---------- Records for the task

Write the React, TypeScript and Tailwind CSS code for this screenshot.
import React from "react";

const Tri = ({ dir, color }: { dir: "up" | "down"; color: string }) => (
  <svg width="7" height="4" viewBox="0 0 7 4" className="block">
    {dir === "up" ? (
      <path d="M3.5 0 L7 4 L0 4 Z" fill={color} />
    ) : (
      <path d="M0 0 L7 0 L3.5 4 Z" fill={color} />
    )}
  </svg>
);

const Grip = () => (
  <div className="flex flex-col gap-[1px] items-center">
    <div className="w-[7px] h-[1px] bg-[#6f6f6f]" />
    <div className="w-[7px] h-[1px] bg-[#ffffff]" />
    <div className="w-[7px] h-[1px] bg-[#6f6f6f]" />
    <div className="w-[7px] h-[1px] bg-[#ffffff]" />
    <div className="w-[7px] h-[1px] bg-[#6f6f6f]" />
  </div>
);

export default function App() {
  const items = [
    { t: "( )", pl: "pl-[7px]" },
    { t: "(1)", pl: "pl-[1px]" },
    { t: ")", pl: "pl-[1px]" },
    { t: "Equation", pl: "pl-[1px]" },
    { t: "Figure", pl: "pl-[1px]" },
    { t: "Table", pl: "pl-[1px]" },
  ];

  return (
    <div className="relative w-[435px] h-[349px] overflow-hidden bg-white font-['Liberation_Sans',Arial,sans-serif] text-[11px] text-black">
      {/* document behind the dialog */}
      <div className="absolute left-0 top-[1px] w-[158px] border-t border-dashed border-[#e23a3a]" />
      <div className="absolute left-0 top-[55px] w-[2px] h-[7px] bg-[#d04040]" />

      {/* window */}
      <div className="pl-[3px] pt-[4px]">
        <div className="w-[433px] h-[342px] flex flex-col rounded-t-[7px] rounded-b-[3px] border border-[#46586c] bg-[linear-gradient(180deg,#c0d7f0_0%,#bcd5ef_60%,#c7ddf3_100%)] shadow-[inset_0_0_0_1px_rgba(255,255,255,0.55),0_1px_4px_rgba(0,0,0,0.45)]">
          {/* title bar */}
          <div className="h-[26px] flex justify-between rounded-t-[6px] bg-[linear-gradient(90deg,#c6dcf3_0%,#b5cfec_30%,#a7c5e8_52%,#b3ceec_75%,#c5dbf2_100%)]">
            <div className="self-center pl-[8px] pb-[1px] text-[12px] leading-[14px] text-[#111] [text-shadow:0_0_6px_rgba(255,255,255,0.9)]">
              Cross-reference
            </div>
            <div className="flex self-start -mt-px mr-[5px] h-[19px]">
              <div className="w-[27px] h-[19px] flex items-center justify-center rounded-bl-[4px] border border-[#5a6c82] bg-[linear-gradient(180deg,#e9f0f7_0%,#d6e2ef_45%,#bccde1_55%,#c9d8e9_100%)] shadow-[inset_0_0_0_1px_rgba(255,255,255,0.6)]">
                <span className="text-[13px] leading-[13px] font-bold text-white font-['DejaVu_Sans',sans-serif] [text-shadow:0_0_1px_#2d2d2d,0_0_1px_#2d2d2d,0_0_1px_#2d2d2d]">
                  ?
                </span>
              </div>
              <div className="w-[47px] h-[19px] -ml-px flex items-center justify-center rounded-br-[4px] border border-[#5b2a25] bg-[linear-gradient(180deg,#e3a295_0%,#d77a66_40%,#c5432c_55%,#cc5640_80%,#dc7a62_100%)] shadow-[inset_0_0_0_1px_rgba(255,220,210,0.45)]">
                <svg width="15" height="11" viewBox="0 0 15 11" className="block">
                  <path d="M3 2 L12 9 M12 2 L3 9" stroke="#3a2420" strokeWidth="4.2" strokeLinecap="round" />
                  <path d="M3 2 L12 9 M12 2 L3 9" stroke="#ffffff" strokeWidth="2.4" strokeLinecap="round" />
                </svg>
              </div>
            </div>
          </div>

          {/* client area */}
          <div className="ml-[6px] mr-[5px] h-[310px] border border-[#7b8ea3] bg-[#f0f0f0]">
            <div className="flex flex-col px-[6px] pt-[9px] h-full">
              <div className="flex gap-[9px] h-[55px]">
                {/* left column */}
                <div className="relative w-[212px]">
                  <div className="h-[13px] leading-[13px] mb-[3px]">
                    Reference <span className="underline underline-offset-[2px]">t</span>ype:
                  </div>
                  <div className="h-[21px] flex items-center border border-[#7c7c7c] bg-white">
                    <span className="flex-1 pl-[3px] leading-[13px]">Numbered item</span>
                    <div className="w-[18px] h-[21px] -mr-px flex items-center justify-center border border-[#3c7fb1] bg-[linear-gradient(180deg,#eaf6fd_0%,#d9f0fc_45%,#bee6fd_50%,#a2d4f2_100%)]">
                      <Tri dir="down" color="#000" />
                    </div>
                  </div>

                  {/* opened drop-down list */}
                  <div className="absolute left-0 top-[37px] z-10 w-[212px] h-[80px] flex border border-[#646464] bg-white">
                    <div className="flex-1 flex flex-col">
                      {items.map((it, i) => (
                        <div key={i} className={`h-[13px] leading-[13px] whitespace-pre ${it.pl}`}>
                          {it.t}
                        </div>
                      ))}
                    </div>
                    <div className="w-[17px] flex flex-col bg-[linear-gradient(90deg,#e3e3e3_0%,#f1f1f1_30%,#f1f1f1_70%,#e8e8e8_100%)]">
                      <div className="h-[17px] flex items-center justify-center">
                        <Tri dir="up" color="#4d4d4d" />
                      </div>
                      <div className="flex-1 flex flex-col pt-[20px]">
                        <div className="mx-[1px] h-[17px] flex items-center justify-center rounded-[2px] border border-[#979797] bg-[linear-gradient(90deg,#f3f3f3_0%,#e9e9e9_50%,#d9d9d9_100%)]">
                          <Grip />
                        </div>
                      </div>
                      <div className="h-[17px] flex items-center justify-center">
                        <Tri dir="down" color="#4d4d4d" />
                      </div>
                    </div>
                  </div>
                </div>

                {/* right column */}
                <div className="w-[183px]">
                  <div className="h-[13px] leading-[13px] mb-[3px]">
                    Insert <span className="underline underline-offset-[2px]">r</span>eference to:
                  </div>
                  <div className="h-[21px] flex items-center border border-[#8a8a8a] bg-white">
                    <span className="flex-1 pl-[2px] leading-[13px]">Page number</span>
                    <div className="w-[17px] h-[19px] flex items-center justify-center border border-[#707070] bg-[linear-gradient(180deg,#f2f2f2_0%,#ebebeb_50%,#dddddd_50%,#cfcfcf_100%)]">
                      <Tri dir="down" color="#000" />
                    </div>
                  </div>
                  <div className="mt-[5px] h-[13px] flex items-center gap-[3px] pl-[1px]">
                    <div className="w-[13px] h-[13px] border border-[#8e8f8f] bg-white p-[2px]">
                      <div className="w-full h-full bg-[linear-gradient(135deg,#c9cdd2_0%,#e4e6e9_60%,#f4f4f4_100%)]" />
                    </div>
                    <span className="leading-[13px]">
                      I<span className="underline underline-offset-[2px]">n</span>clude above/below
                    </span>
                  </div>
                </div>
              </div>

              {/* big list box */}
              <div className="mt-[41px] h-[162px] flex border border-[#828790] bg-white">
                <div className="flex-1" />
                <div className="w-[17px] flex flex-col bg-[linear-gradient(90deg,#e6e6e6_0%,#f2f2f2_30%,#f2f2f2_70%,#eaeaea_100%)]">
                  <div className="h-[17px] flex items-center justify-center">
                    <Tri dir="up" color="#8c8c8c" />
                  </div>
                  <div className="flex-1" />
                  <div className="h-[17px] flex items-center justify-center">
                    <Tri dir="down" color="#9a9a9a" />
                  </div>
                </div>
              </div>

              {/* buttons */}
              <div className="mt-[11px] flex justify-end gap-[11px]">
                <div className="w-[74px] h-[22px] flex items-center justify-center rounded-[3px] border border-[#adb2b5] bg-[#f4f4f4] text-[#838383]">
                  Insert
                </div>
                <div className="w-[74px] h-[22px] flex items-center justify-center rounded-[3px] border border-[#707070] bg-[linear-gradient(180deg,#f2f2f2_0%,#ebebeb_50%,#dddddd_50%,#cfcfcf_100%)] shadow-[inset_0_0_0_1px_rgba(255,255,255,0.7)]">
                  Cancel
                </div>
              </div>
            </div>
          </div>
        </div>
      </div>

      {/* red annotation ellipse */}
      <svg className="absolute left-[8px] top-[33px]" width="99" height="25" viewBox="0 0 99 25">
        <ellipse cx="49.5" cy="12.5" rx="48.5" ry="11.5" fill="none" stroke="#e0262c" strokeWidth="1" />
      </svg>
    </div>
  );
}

--------------------
---------- Records for the task

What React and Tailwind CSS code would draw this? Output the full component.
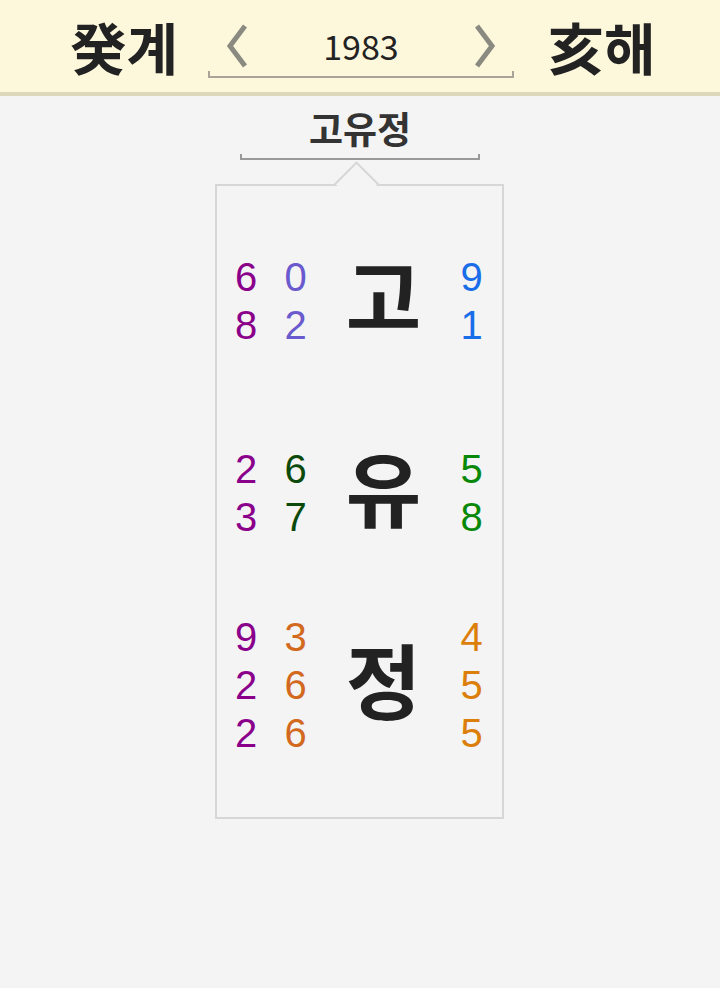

--------------------
---------- Records for the task

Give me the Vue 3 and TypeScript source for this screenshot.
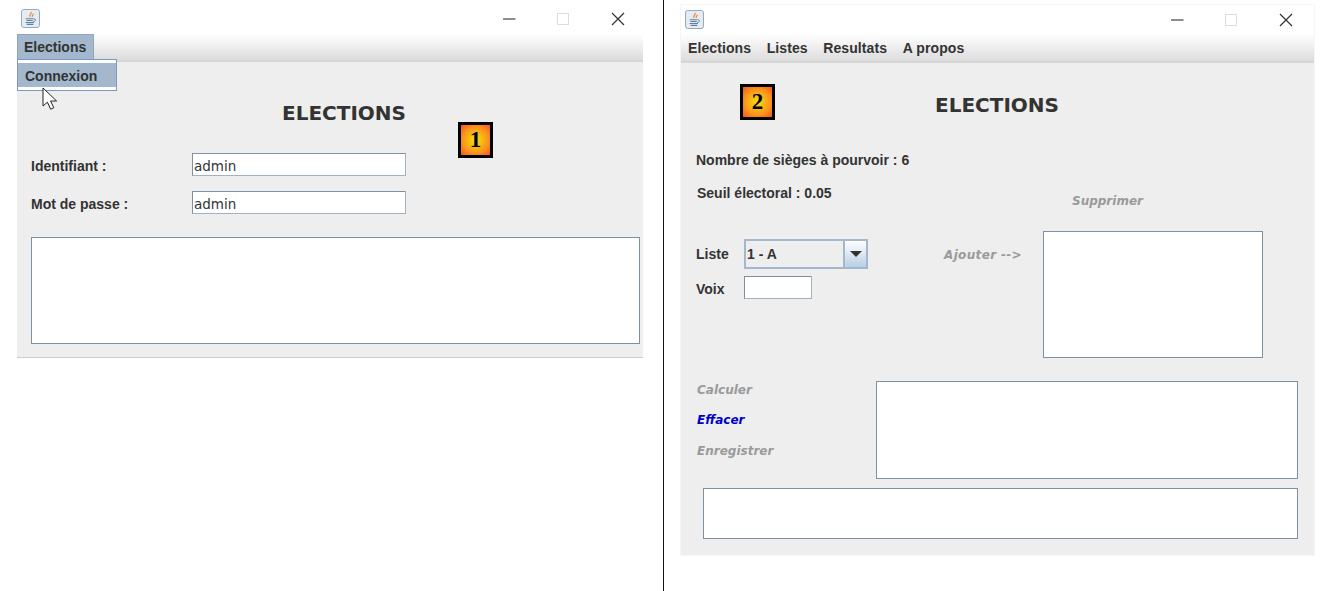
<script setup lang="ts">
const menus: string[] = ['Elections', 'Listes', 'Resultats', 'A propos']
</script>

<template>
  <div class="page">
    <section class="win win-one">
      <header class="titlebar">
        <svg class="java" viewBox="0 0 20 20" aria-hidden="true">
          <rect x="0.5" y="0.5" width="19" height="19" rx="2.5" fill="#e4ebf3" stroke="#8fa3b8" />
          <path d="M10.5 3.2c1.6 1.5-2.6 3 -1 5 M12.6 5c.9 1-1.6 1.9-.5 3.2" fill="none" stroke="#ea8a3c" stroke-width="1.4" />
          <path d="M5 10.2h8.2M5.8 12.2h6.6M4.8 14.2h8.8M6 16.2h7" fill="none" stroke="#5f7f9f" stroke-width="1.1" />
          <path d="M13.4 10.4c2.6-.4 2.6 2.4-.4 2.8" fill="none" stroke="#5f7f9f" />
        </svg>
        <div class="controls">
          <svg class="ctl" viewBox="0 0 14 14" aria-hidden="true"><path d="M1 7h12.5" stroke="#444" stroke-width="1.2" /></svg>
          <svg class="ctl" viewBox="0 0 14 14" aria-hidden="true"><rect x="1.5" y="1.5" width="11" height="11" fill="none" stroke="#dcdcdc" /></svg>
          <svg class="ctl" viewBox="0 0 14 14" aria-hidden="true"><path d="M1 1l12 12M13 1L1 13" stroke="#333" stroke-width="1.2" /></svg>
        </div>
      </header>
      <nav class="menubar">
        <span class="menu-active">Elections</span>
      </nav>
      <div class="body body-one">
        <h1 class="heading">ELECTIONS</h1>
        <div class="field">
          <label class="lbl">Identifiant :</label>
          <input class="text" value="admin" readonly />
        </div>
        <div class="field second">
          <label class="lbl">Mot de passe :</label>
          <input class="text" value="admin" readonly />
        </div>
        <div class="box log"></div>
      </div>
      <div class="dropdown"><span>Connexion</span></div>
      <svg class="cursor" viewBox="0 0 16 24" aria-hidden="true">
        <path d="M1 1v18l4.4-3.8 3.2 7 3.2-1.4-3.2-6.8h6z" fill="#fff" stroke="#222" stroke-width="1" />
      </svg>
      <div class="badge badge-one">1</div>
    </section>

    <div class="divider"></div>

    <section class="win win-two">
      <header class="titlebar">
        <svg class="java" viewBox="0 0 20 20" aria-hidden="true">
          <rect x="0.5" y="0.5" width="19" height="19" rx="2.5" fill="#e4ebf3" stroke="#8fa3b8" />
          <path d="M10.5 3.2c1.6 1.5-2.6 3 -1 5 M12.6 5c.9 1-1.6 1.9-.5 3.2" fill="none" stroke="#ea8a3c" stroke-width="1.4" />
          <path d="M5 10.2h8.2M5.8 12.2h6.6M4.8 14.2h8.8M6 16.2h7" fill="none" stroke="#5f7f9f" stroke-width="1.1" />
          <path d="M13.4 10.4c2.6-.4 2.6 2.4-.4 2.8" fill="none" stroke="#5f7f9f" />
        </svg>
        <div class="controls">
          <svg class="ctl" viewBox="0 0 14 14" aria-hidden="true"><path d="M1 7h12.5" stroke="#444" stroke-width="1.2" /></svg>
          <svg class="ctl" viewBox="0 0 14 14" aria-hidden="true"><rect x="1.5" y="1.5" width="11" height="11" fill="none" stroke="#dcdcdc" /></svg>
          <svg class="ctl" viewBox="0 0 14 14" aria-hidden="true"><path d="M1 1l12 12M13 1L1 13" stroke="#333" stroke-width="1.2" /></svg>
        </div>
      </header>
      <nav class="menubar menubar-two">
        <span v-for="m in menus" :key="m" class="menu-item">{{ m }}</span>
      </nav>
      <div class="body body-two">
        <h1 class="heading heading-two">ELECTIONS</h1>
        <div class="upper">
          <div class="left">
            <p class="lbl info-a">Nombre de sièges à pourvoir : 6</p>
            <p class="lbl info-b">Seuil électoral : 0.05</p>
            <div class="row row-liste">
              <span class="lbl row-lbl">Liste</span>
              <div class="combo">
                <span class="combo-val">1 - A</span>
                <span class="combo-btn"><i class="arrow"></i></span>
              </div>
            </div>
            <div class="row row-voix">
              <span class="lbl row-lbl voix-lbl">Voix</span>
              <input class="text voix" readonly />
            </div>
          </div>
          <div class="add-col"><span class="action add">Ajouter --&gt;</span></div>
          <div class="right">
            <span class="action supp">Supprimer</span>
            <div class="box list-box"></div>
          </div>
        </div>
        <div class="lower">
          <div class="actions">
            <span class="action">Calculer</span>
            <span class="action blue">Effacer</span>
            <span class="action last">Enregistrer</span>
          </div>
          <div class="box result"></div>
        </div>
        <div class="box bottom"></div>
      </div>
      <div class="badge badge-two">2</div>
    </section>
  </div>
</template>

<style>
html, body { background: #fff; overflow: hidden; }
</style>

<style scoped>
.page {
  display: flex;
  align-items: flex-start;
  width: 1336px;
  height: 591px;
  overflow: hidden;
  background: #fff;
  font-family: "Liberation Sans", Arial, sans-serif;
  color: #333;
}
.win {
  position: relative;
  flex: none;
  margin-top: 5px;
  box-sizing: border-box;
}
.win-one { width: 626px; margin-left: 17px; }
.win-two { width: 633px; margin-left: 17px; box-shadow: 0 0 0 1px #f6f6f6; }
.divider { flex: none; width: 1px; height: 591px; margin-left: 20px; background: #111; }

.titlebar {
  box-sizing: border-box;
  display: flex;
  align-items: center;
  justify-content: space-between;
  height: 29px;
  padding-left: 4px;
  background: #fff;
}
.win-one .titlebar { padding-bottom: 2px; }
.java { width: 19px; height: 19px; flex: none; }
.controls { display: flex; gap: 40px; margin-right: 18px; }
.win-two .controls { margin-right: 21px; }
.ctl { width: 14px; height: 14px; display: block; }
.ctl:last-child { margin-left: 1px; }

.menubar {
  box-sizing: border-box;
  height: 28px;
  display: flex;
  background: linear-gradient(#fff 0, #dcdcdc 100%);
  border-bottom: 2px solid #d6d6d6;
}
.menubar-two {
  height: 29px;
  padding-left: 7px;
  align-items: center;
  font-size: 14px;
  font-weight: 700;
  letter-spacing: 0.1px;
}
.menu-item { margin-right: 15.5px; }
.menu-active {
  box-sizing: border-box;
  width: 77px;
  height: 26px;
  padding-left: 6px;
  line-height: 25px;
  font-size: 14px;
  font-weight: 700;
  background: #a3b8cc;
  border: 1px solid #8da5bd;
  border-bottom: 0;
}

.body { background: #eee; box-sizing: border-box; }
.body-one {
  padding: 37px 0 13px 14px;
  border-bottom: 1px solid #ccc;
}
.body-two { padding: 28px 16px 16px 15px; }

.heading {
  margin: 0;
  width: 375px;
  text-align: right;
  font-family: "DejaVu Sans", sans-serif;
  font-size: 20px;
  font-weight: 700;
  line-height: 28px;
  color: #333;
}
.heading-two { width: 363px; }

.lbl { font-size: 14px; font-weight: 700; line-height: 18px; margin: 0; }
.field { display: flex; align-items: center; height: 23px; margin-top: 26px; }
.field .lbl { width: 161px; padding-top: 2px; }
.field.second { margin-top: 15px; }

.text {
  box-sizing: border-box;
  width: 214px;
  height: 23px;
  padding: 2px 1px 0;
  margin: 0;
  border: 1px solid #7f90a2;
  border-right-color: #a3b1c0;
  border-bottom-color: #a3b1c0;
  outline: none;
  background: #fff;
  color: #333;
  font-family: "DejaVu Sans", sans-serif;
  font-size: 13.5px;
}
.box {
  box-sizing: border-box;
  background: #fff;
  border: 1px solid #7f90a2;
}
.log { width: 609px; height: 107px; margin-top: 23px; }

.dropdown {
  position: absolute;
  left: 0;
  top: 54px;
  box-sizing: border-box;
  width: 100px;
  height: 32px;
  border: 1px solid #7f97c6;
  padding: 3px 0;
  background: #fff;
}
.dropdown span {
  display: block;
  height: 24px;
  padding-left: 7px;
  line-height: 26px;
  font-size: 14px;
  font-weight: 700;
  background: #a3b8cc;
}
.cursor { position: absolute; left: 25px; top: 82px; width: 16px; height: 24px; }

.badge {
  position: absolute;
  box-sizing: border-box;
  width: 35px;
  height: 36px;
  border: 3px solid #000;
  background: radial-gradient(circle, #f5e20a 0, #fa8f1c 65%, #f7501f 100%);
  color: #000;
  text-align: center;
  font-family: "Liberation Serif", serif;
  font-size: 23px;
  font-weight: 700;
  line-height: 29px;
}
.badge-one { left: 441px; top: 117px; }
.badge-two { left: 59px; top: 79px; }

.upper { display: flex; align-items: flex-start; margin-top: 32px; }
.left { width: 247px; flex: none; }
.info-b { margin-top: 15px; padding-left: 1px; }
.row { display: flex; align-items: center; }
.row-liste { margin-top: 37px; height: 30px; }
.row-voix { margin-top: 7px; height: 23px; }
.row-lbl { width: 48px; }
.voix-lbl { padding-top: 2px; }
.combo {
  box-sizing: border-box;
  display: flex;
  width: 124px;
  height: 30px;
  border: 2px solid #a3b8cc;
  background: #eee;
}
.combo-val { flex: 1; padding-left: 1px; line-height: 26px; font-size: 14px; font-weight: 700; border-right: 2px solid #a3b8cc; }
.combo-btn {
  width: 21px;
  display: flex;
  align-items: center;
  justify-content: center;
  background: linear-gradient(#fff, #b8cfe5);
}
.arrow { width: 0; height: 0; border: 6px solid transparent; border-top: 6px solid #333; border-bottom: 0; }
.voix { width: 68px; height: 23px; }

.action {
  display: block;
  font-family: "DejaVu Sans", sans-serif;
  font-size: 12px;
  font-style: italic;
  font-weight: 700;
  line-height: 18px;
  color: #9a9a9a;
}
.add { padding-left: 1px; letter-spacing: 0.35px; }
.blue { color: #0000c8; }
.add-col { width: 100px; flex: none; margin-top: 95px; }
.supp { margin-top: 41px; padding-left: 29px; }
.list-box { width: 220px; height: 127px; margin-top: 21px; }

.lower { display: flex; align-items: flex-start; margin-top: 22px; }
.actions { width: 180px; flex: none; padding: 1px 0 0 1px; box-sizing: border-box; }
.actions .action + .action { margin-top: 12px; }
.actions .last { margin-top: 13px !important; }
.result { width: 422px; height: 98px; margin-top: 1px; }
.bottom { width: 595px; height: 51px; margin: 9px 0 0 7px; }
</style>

--------------------

Do this:
Within the material above, extract exactly the lines that start at the line containing "Write the React, TypeScript" and stop after the line containing "import React from", and only those.

Output of the exercise:
Write the React, TypeScript and Tailwind CSS code for this screenshot.
import React from "react";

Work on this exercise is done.